→ **Directions for this task**
Copy each line below that includes "index".

→ **Records supplied**
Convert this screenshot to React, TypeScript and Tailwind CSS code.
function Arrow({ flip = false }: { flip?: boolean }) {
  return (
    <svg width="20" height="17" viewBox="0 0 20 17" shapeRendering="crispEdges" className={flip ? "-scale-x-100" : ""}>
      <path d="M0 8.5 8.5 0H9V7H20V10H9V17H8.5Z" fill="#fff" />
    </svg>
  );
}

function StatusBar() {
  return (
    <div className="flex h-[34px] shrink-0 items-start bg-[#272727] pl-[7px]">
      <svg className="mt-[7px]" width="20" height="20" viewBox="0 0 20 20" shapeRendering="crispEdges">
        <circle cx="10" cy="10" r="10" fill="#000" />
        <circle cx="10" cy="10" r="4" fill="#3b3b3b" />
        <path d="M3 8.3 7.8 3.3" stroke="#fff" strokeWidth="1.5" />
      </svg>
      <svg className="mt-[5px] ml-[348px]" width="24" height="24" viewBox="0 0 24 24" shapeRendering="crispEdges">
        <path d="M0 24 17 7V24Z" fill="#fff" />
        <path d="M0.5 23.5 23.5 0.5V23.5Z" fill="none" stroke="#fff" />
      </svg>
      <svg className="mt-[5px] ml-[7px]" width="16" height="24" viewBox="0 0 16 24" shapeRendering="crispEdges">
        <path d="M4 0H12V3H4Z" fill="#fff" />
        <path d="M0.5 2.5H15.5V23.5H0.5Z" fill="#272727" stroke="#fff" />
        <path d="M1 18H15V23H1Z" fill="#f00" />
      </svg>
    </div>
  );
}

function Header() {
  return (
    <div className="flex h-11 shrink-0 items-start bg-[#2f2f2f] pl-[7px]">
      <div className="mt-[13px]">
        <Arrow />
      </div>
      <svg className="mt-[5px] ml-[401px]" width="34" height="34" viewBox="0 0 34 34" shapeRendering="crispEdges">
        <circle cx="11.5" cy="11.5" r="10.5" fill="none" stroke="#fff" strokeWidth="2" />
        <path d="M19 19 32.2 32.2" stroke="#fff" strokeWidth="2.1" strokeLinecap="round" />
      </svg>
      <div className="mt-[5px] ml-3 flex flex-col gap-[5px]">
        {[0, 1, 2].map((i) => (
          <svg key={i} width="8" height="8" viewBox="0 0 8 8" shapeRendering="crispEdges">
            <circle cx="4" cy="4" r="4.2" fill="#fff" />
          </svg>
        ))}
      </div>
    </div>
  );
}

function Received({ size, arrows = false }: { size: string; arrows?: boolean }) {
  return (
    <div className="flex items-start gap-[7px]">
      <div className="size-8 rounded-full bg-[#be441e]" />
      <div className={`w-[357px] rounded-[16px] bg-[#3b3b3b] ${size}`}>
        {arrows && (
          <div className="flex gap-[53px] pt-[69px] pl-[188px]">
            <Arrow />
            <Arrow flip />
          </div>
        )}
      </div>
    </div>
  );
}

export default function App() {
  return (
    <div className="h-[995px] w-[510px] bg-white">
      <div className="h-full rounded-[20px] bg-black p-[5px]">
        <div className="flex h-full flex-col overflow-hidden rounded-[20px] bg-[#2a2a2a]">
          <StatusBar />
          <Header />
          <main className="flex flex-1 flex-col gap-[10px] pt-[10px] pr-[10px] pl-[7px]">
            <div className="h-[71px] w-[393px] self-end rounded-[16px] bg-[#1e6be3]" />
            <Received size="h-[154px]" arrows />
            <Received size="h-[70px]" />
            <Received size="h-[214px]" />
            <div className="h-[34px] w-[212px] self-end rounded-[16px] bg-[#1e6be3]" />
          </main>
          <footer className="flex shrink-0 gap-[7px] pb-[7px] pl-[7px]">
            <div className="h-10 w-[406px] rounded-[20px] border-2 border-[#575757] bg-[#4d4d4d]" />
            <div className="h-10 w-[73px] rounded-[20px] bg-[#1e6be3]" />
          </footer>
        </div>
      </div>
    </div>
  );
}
...
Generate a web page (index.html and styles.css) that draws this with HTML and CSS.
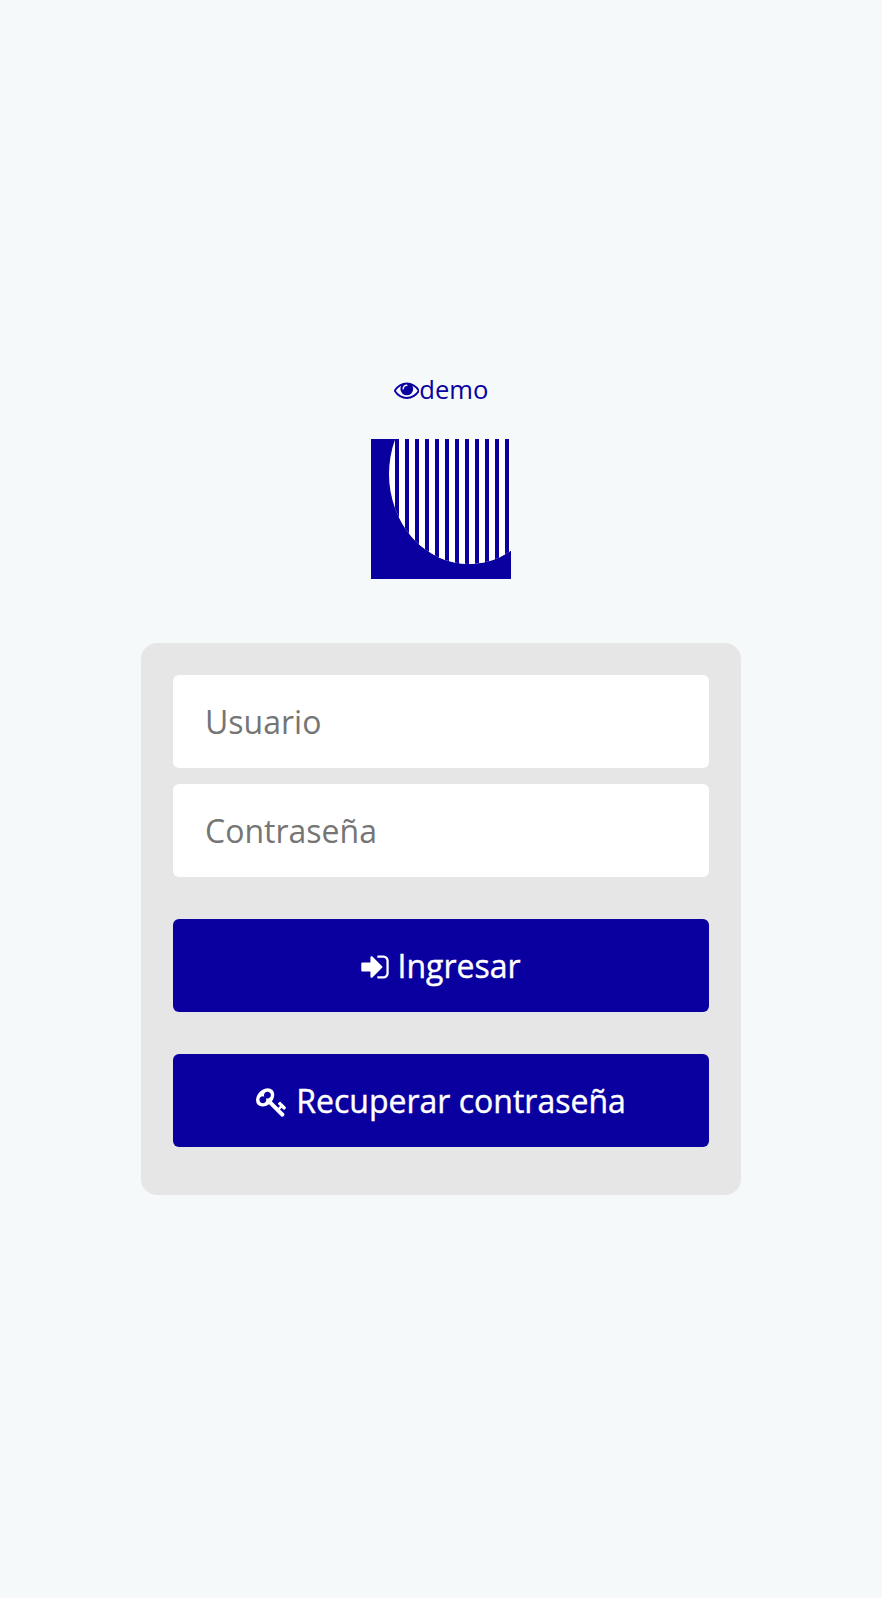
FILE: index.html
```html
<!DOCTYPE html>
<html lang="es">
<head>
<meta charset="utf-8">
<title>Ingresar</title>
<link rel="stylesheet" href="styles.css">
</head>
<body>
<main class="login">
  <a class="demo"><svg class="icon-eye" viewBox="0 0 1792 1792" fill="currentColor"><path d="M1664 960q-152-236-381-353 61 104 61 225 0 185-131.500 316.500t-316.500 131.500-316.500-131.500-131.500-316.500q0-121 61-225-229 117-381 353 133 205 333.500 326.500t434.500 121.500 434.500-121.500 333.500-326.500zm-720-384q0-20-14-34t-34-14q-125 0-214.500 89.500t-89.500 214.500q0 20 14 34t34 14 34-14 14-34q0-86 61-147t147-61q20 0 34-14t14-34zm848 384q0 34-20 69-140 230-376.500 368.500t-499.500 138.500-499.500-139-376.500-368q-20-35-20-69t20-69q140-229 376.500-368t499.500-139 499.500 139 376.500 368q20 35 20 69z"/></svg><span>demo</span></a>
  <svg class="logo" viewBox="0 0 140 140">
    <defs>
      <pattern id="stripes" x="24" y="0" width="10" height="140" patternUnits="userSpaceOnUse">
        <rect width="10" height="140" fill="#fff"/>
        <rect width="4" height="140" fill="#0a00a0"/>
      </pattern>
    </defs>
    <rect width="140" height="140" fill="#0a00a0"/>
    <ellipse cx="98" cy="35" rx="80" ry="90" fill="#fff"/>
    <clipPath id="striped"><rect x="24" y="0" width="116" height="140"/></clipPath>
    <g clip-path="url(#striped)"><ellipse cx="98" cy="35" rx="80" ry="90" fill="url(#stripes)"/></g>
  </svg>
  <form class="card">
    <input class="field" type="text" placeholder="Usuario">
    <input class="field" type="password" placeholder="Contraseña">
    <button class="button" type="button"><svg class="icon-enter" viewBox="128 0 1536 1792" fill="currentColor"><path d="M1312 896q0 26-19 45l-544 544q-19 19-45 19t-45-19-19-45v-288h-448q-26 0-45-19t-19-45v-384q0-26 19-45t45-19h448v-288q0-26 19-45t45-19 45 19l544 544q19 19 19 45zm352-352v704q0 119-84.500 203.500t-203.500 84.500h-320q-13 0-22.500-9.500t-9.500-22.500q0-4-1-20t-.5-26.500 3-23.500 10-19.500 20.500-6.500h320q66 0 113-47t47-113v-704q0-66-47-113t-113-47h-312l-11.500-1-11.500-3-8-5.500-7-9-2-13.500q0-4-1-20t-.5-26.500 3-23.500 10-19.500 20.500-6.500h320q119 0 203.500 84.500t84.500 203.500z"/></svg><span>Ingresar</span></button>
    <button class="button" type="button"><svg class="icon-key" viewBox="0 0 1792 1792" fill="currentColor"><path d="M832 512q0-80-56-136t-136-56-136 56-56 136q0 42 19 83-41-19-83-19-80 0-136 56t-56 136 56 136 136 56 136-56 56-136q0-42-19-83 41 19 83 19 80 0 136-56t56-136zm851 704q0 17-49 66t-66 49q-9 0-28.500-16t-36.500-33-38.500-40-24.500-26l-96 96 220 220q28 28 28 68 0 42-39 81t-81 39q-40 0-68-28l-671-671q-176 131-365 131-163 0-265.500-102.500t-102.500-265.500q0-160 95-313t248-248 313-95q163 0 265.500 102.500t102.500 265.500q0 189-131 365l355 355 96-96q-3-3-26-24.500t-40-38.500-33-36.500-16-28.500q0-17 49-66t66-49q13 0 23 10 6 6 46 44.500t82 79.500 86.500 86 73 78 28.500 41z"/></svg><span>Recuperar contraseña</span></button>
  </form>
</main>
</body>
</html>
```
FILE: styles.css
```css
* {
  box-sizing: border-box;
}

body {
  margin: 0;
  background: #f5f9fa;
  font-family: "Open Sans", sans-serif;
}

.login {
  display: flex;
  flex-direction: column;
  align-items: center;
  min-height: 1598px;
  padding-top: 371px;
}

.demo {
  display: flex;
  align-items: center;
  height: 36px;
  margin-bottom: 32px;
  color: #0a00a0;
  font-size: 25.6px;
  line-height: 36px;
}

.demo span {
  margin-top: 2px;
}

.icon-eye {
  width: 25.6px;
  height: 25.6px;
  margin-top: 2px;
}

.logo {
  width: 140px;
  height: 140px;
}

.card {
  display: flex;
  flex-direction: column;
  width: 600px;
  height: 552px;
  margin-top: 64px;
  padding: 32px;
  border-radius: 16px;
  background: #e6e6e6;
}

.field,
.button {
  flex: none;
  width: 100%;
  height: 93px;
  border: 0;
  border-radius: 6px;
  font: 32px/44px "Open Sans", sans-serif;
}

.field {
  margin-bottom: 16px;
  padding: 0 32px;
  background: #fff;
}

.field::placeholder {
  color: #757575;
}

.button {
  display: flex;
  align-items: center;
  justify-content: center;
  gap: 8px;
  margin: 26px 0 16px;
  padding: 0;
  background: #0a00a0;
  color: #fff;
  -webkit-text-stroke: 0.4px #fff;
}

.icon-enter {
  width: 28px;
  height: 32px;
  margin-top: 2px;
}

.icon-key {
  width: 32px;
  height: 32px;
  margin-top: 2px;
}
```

→ **Solution to the problem**
Generate a web page (index.html and styles.css) that draws this with HTML and CSS.
FILE: index.html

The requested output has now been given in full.